Here’s the setup: Bo overhears a group of thugs plotting to take a scandalous photo of her and Queen — the kind that could wreck Queen’s public image. Without hesitation, she pulls Queen into a cramped closet to hide. They’re pressed together, breath to breath, hearts pounding. The air feels thick — adrenaline, fear, and something neither of them is ready to name.


Bo confesses she just wants to protect Queen, and you can see the shift. Queen’s gaze softens, then darkens with something else entirely — that mix of intrigue, control, and desire that she can’t quite contain. She asks for a kiss and how much it will cost her. Bo refuses, holding her ground. There’s a brief back-and-forth, a dance of tension and defiance, until the sound of the thugs outside forces them even closer.


Then Queen, low and almost teasing: “Are you defying me?”

Bo meets her eyes, unflinching: “I could defy you more than this.”

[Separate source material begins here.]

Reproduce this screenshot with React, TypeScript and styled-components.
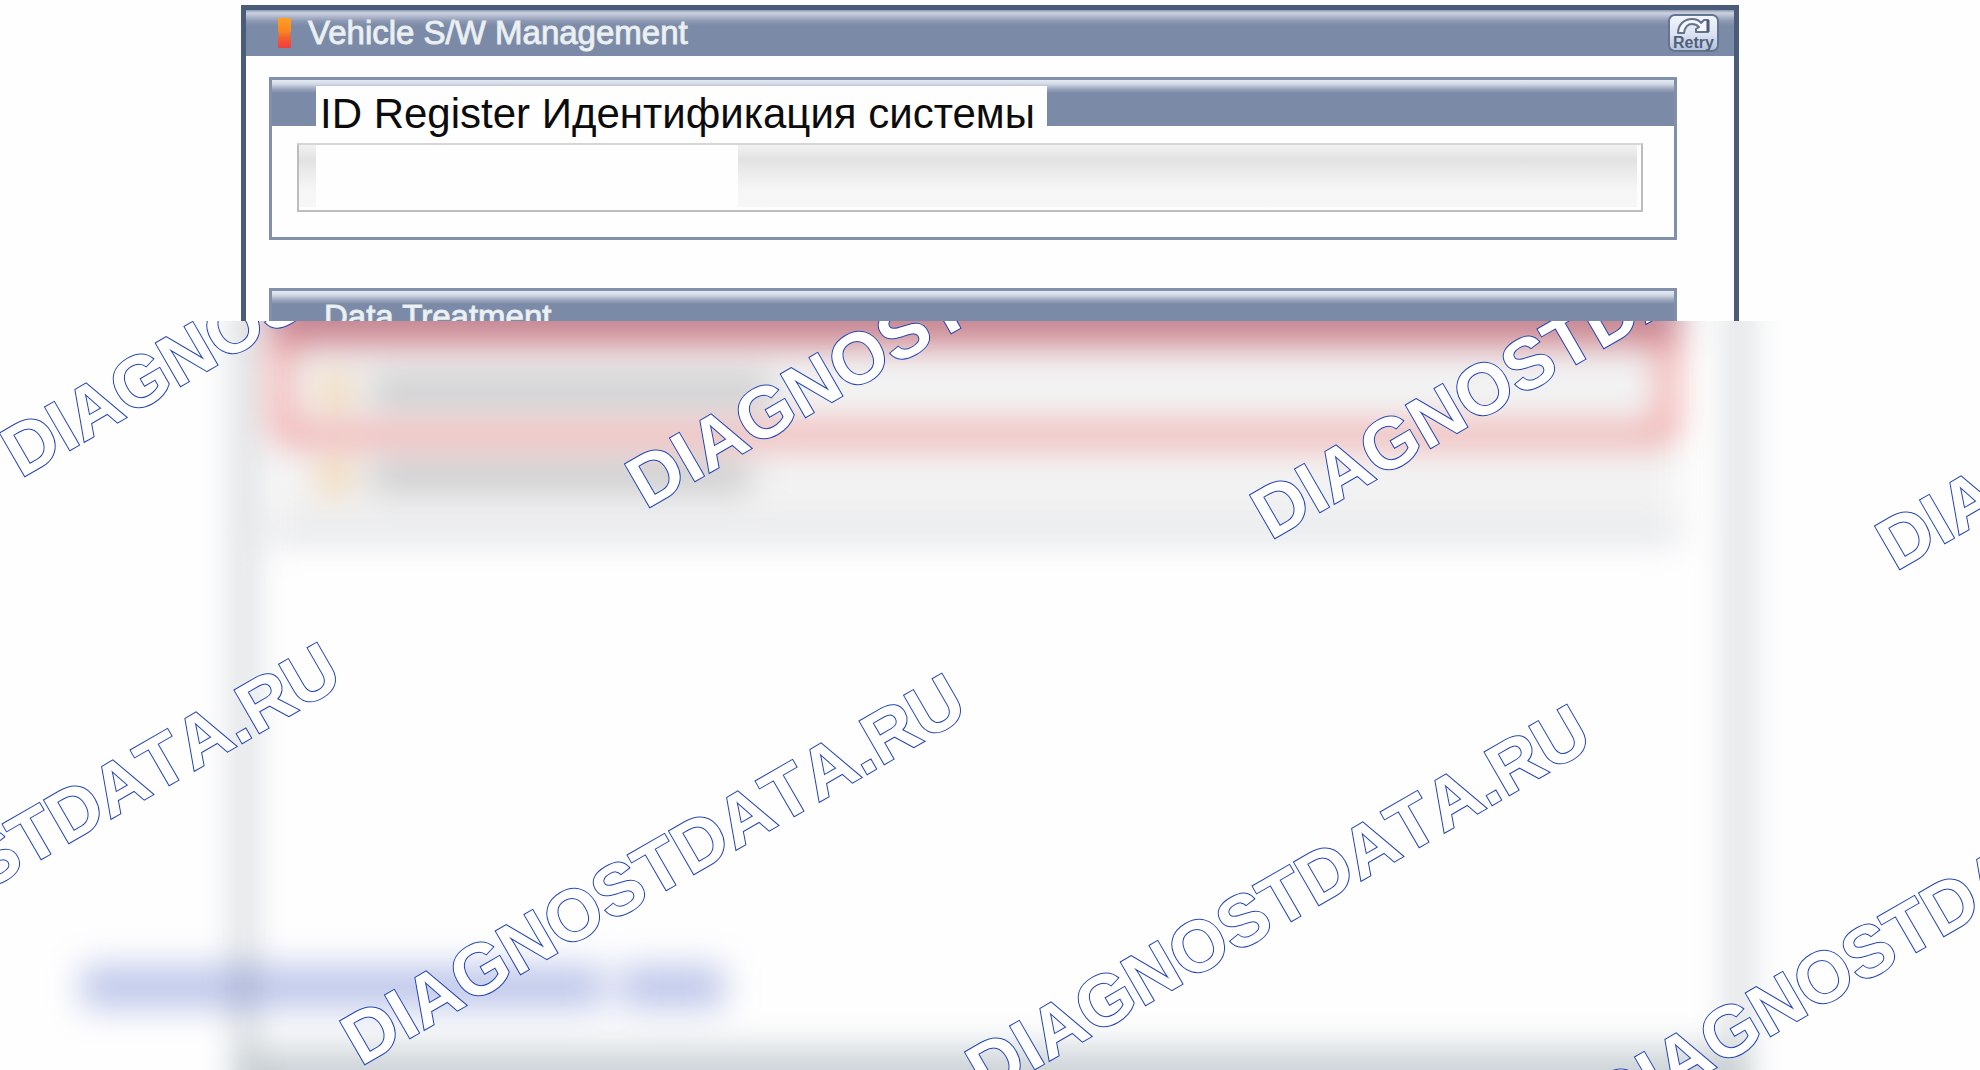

And that’s the trigger. For Queen, it reads as a dare — an irresistible challenge from the only person who doesn’t bow to her. For Bo, it’s a line in the sand, a test of control in a life where she’s had so little. Queen’s hand goes to Bo’s face, she leans in, and—their lips touch. Briefly. Barely. Just enough to send every viewer spiraling—cut to black. A perfect, infuriating edit that leaves you half-gasp, half-growl.


We get it, though. The cut isn’t just for suspense — it’s intentional. For Queen, this moment is a tease. For Bo, it’s a boundary being crossed. And given what’s coming next, the blackout isn’t just a cliffhanger; it’s a moral pause.


From here on, Dangerous Queen stops simmering and starts burning — and this kiss, however brief, is the match that lit the fuse.


Final Verdict — Beautiful Chaos or Denied Love 2.0?

Dangerous Queen EP3 is a roller-coaster of sapphic yearning, book-to-screen surprises, and painful editing choices. It keeps us hooked and haunted. If the preview's story lands as well as we hope next wee, we might officially enter the Poisonous Love tier of sapphic excellence.


Until then, we’re hydrating, manifesting a real kiss, and clutching our hearts. Dangerous Queen isn’t just dangerous for its characters — it’s dangerous for our blood pressure.